ANDREA SCHMIDT: Well, I want to say to start the day at 4:30 and to roam the streets of Port-au-Prince was one of most incredible experiences of my life, because it was extremely inspiring to see, after two years of political repression in many areas and human rights abuses and a disintegrating — further disintegrating infrastructure, to see Haitians come out to vote and to be in the streets, lined up, ready to vote by 5:00 A.M. It was extremely powerful. Then we arrived in Cité Soleil or rather, on the outskirts of Cité Soleil because, as you mentioned in the introduction, there was a decision made by the C.E.P., the Provisional Electoral Council, to not have voting stations inside Cité Soleil for alleged reasons of insecurity, but of course, there is always a question of how politically motivated these things are.
So people had to leave their neighborhood and walk to the outskirts to one of four voting centers, and the scene, when we arrived [inaudible] was, again, incredibly inspiring.
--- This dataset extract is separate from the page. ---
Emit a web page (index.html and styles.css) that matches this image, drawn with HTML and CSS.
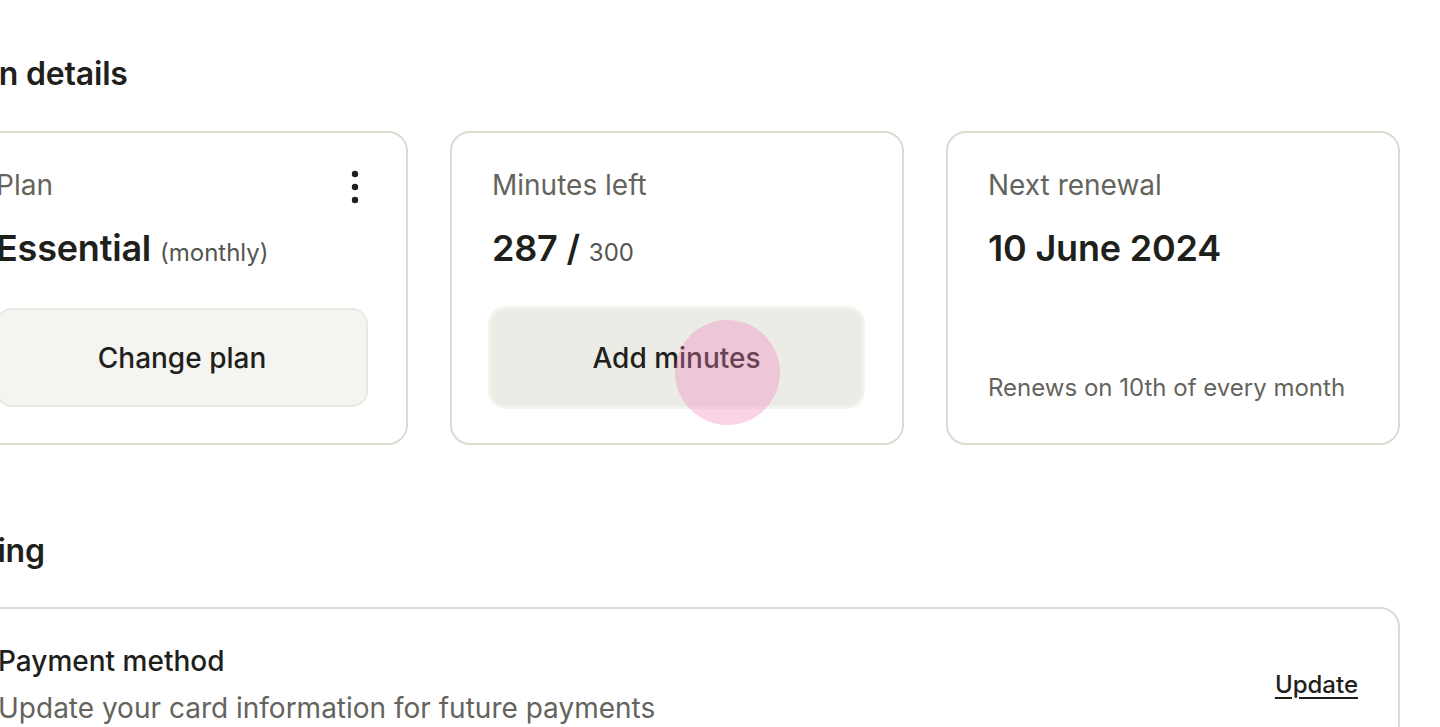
FILE: index.html
```html
<!DOCTYPE html>
<html lang="en">
<head>
<meta charset="utf-8">
<title>Plan details</title>
<link rel="stylesheet" href="styles.css">
</head>
<body>
<main class="page">
  <section class="section">
    <h2 class="section-title">Plan details</h2>
    <div class="cards">
      <div class="card">
        <div class="card-head">
          <span class="label">Plan</span>
          <svg class="kebab" width="8" height="34" viewBox="0 0 8 34" aria-hidden="true">
            <circle cx="4" cy="4" r="3.2" fill="#1f1f1c"/>
            <circle cx="4" cy="17" r="3.2" fill="#1f1f1c"/>
            <circle cx="4" cy="30" r="3.2" fill="#1f1f1c"/>
          </svg>
        </div>
        <div class="value">Essential <span class="value-sub">(monthly)</span></div>
        <button class="btn btn-light">Change plan</button>
      </div>
      <div class="card">
        <div class="card-head">
          <span class="label">Minutes left</span>
        </div>
        <div class="value">287 / <span class="value-sub">300</span></div>
        <div class="btn-wrap">
          <button class="btn btn-active">Add minutes</button>
          <span class="click-dot"></span>
        </div>
      </div>
      <div class="card">
        <div class="card-head">
          <span class="label">Next renewal</span>
        </div>
        <div class="value">10 June 2024</div>
        <div class="note">Renews on 10th of every month</div>
      </div>
    </div>
  </section>
  <section class="section billing">
    <h2 class="section-title">Billing</h2>
    <div class="panel">
      <div class="panel-text">
        <div class="panel-title">Payment method</div>
        <div class="panel-desc">Update your card information for future payments</div>
      </div>
      <a class="link" href="#">Update</a>
    </div>
  </section>
</main>
</body>
</html>
```

FILE: styles.css
```css
* { box-sizing: border-box; }
html, body { margin: 0; padding: 0; background: #ffffff; overflow: hidden; }
body {
  font-family: Inter, "Noto Sans", "Liberation Sans", sans-serif;
  color: #1f1f1c;
  width: 1440px;
  height: 727px;
}
.page {
  margin-left: -46px;
  width: 1446px;
  padding-top: 54px;
}
.section-title {
  margin: 0 0 0 -2px;
  font-size: 32px;
  line-height: 40px;
  font-weight: 600;
  letter-spacing: -0.2px;
  color: #1f1f1c;
}
.cards {
  margin-top: 37px;
  display: grid;
  grid-template-columns: repeat(3, 1fr);
  gap: 42px;
}
.card {
  position: relative;
  height: 314px;
  border: 2px solid #dcdcd3;
  border-radius: 20px;
  padding: 35px 38px 36px 40px;
  display: flex;
  flex-direction: column;
}
.card-head {
  display: flex;
  justify-content: space-between;
  align-items: center;
  height: 34px;
}
.label {
  font-size: 28px;
  line-height: 34px;
  color: #64645d;
}
.kebab { margin-right: 9px; margin-top: 4px; }
.value {
  margin-top: 24px;
  font-size: 36px;
  line-height: 44px;
  font-weight: 600;
  color: #1f1f1c;
  letter-spacing: -0.2px;
}
.value-sub {
  font-size: 24px;
  font-weight: 400;
  color: #55554f;
  letter-spacing: 0;
}
.btn {
  margin-top: auto;
  width: 100%;
  height: 99px;
  border-radius: 16px;
  font-family: inherit;
  font-size: 28px;
  font-weight: 500;
  color: #1f1f1c;
  cursor: pointer;
}
.btn-light {
  background: #f4f4f0;
  border: 2px solid #e9e9e3;
}
.btn-wrap {
  position: relative;
  margin-top: auto;
  margin-bottom: -2px;
}
.btn-active {
  display: block;
  background: #ecece7;
  border: 3px solid #f4f4ef;
  border-radius: 18px;
  height: 103px;
  margin-left: -4px;
  width: calc(100% + 5px);
}
.click-dot {
  position: absolute;
  left: 183px;
  top: 14px;
  width: 105px;
  height: 105px;
  border-radius: 50%;
  background: rgba(240, 130, 185, 0.35);
  pointer-events: none;
}
.note {
  margin-top: auto;
  font-size: 24px;
  line-height: 30px;
  color: #64645d;
  padding-bottom: 4px;
}
.billing { margin-top: 86px; }
.panel {
  margin-top: 36px;
  border: 2px solid #dcdcd3;
  border-radius: 20px;
  padding: 34px 40px 40px 42px;
  display: flex;
  align-items: center;
  justify-content: space-between;
}
.panel-title {
  font-size: 28px;
  line-height: 36px;
  font-weight: 500;
  color: #1f1f1c;
}
.panel-desc {
  margin-top: 11px;
  font-size: 28px;
  line-height: 36px;
  color: #64645d;
}
.link {
  font-size: 24px;
  line-height: 30px;
  font-weight: 500;
  color: #1f1f1c;
  text-decoration: underline;
  text-underline-offset: 4px;
  text-decoration-thickness: 2px;
}
```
At 5:00 a.m., people waiting to vote. By 6:00 a.m., the voting stations, the polling booths were supposed to open. There’s, I believe, 43 different polling stations within that one voting center. Which means that over 2,000 people — sorry, 20,000 people would have been set to vote in that area. People became very, very inpatient when they realized that it was 6:00 a.m. They wanted to vote before the sun got too hot because they were in a warehouse area, no shade whatsoever, except inside. And they realized that the voting booths hadn’t even been set up yet.
The questions about why these failures in logistical planning took place remain. One of the things I observed later on in the day was going up to [inaudible] going up the hill to the wealthy areas of the city where voting was going on in a very orderly fashion, where people were able to go into a building, line up, vote within half an hour of arriving, is that if you plan to hold an election in a warehouse where there are no walls and you assume that the poorest people in the city should have to use the poorest infrastructure in the city, you are going to have elections that look like people taping cardboard boxes up to create private polling stations. You are going to have the sort of elections that are very, very vulnerable to all sorts of spoiling and a sort of disenfranchisement based on class, and that’s what we observed yesterday.
By about 8:30 in the morning, I’d been doing [inaudible] and as far as I could observe, no had yet been able to vote. People became very frustrated. There was a remarkable demonstration of, I’d say, about 10,000 people that grew as it went from Cité Soleil, where it picked up people who had not yet been able to vote, up to Bellaire and was about to go to the C.E.P. headquarters on Del Meaux when the demonstration turned around, and people returned to their neighborhoods, saying that they were going to try to vote again. And then as you mentioned, polling stations closed two hours later. Then foreseen at least in Cité Soleil, or in the environs, where we were watching the closings. Again, some very poor infrastructure and security arrangements made for increased frustration, increased disenfranchisement where, you know, people were basically having to wrestle with Jordanian soldiers who had been patrolling their neighborhoods, shooting for several months.
AMY GOODMAN: Andrea Schmidt, I want to thank you very much for being with us. Speaking to us from Port-au-Prince, in Haiti.